A) the lift is the net force on the balloon
Flift = Fbouyant - Fgrav

$F_{lift} = m_{displaced}g - m_{balloon}g$

where mdisplaced is the mass of the displaced air and mballoon is the mass of the air in the balloon
since denisty d = m/V then m = Vd

$F_{lift} = d_{displaced}Vg - d_{balloon}Vg$

$\frac{F_{lift}}{Vg} = d_{displaced} - d_{balloon}$

$d_{balloon} = d_{displaced} - \frac{F_{lift}}{Vg}$

plugging in the info from the problem

$d_{balloon} = 1.2 kg/m^3 - \frac{2720 kgm/s^2}{(2000 m^3)(9.8 m/s^2)}$

$d_{balloon} = 1.06 kg/m^3$

B) d= m/V so m = Vd
mass of air in balloon = 1.06 kg/m^3 * 2000m^3 = 2120 kg
molar mass of air is given as 28g/mol or .028kg/mol
2120 kg (mol/.028 kg) = 75714 mol of air n the balloon

C) PV = nRT
we have moles , volume and the ideal gas constant. Assuming the pressure is 1 atm we can find T
T = PV/nR = (101300 Pa)(2000m^3)/(75714mol)(8.314 J/molK) = 322 K

D) K = (3/2)kT where k is boltzmanns constant
K = 1.5 * (1.38x10^-23J/K) (322K) = 6.66 x10 ^-21 J

E) K = .5mv^2
we know the mass of air in the balloon and K of the air in the balloon. solving for v:
v^2 = 2K/m
v = sqrt(2K/m) = sqrt((2*(6.66E-21))/2120) = 2.51E-12

can anyone provide feedback to see if i solved this question correctly?

 

[haruspex]

I agree with A and B, but I don't think you should assume ambient pressure is 1atm in C. There is enough info provided to calculate it. E.g., from the answer to A you can quickly deduce C by considering the ratio of the densities and the ratio of the absolute temperatures. This gives a rather higher temperature.

 

[toothpaste666]

so I can compare the ratios because the change in density is a result of the change in temp?
dballoon/dair = Tballoon/Tair
Tballoon = Tair(dballoon/dair) = 293K (1.06/1.2) = 259 K ?

 

[haruspex]

so I can compare the ratios because the change in density is a result of the change in temp?
dballoon/dair = Tballoon/Tair
Tballoon = Tair(dballoon/dair) = 293K (1.06/1.2) = 259 K ?

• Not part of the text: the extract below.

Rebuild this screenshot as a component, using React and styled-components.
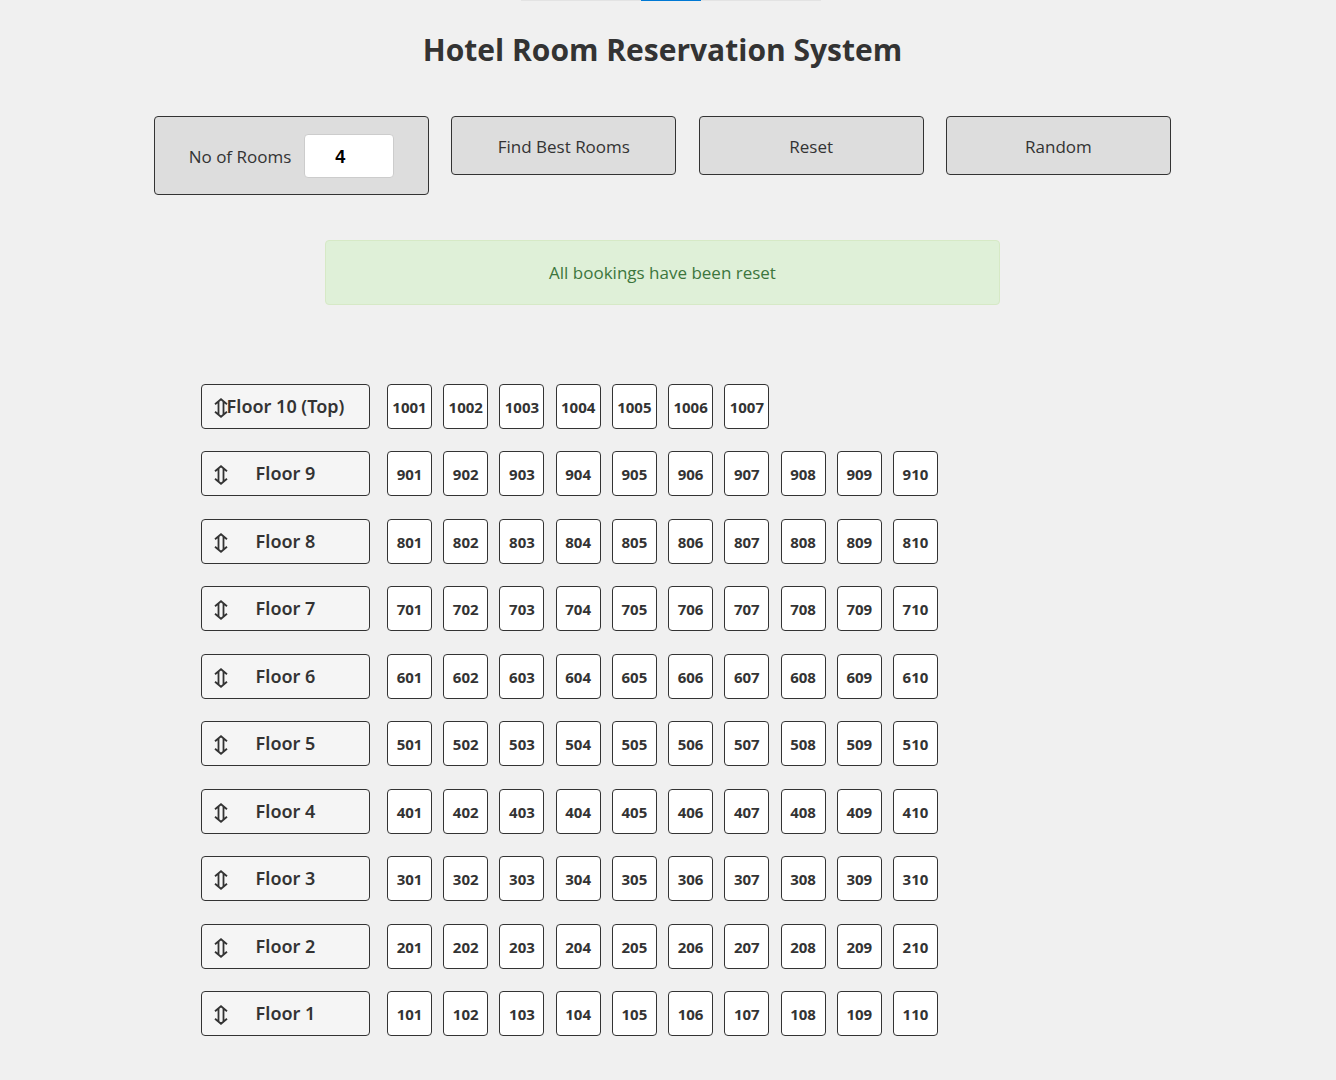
import React, { useState } from "react";
import styled, { createGlobalStyle } from "styled-components";

const GlobalStyle = createGlobalStyle`
  *, *::before, *::after { box-sizing: border-box; }
  body {
    margin: 0;
    background: #f0f0f0;
    color: #333;
    font-family: "Segoe UI", "Open Sans", "Noto Sans", sans-serif;
    font-size: 18px;
  }
  button, input { font: inherit; color: inherit; margin: 0; }
`;

const Page = styled.div`
  position: relative;
  display: flex;
  flex-direction: column;
  align-items: center;
  padding: 26px 11px 44px 0;
`;

const TabStrip = styled.div`
  position: absolute;
  top: 0;
  left: 0;
  right: 0;
  height: 1px;
  display: flex;
  justify-content: center;
  padding-left: 5px;
`;

const TabEdge = styled.span`
  width: ${(p) => (p.$active ? 60 : 120)}px;
  background: ${(p) => (p.$active ? "#0078d4" : "#e3e3e3")};
`;

const Title = styled.h1`
  margin: 0 0 42px;
  font-size: 30px;
  line-height: 48px;
  font-weight: 700;
  text-align: center;
`;

const Toolbar = styled.div`
  display: flex;
  align-items: flex-start;
  justify-content: space-between;
  width: 100%;
  max-width: 1017px;
  margin-bottom: 45px;
`;

const RoomCount = styled.label`
  display: flex;
  align-items: center;
  justify-content: center;
  gap: 13px;
  width: 275px;
  padding: 17px 0 16px;
  border: 1px solid #333;
  border-radius: 4px;
  background: #ddd;
  font-size: 17px;
  line-height: 27px;
`;

const CountInput = styled.input`
  width: 90px;
  height: 44px;
  padding: 2px 18px 0 0;
  border: 1px solid #ccc;
  border-radius: 4px;
  background: #fff;
  color: #000;
  font-family: Arial, "Liberation Sans", sans-serif;
  font-size: 18px;
  font-weight: 700;
  text-align: center;
  appearance: textfield;
  &::-webkit-inner-spin-button { appearance: none; margin: 0; }
`;

const ActionButton = styled.button`
  width: 225px;
  padding: 16px 0 14px;
  border: 1px solid #333;
  border-radius: 4px;
  background: #ddd;
  font-size: 17px;
  line-height: 27px;
  cursor: pointer;
`;

const Message = styled.div`
  width: 100%;
  max-width: 675px;
  margin-bottom: 79px;
  padding: 18px;
  border: 1px solid #d6e9c6;
  border-radius: 4px;
  background: #dff0d8;
  color: #3c763d;
  font-size: 17px;
  line-height: 27px;
  text-align: center;
`;

const Building = styled.div`
  width: 100%;
  max-width: 923px;
`;

const Floor = styled.div`
  display: flex;
  gap: 17px;
  & + & { margin-top: 22px; }
  & + &:nth-child(odd) { margin-top: 23px; }
`;

const FloorLabel = styled.div`
  position: relative;
  width: 169px;
  border: 1px solid #333;
  border-radius: 4px;
  background: #f5f5f5;
  font-family: "Segoe UI", "Noto Sans", "Open Sans", sans-serif;
  font-weight: 600;
  line-height: 43px;
  text-align: center;
`;

const LiftIcon = styled.svg`
  position: absolute;
  left: 12px;
  top: 13px;
`;

const Rooms = styled.div`
  display: grid;
  grid-template-columns: repeat(10, 45px);
  justify-content: space-between;
  width: 551px;
`;

const Room = styled.button`
  height: 45px;
  padding: 0;
  border: 1px solid #333;
  border-radius: 4px;
  background: #fff;
  font-size: 15px;
  font-weight: 700;
  line-height: 20px;
  cursor: pointer;
`;

const floors = Array.from({ length: 10 }, (_, i) => 10 - i);

export default function App() {
  const [count, setCount] = useState(4);
  return (
    <>
      <GlobalStyle />
      <Page>
        <TabStrip aria-hidden="true">
          <TabEdge />
          <TabEdge $active />
          <TabEdge />
        </TabStrip>
        <Title>Hotel Room Reservation System</Title>
        <Toolbar>
          <RoomCount>
            No of Rooms
            <CountInput
              type="number"
              min="1"
              max="5"
              value={count}
              onChange={(e) => setCount(e.target.value)}
            />
          </RoomCount>
          <ActionButton type="button">Find Best Rooms</ActionButton>
          <ActionButton type="button">Reset</ActionButton>
          <ActionButton type="button">Random</ActionButton>
        </Toolbar>
        <Message role="status">All bookings have been reset</Message>
        <Building>
          {floors.map((floor) => (
            <Floor key={floor}>
              <FloorLabel>
                <LiftIcon width="14" height="20" viewBox="0 0 14 20" aria-hidden="true">
                  <path
                    d="M1 6.2 7 1.2l6 5M1 13.8 7 18.8l6-5M4.5 4v12M9.5 4v12"
                    fill="none"
                    stroke="#333"
                    strokeWidth="1.8"
                  />
                </LiftIcon>
                Floor {floor}
                {floor === 10 && " (Top)"}
              </FloorLabel>
              <Rooms>
                {Array.from({ length: floor === 10 ? 7 : 10 }, (_, i) => (
                  <Room type="button" key={i}>
                    {floor * 100 + i + 1}
                  </Room>
                ))}
              </Rooms>
            </Floor>
          ))}
        </Building>
      </Page>
    </>
  );
}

Nearly right, but do you think a higher density means a higher temperature or a lower temperature?

 

[toothpaste666]

the mass increases with the number of moles. the density increases with mass and decreases with volume.
n/v = P/RT
if you increase the number of moles the density increases and T must decrease. if you increase the volume the density decreases and T must increase ( does this make sense? want to be sure I am understanding)
so it would be
dballoon/dair = Tair/Tballoon
?

 

[haruspex]

the mass increases with the number of moles. the density increases with mass and decreases with volume.
n/v = P/RT
if you increase the number of moles the density increases and T must decrease. if you increase the volume the density decreases and T must increase ( does this make sense? want to be sure I am understanding)
so it would be
dballoon/dair = Tair/Tballoon
?

Yes.

 

[toothpaste666]

thank you!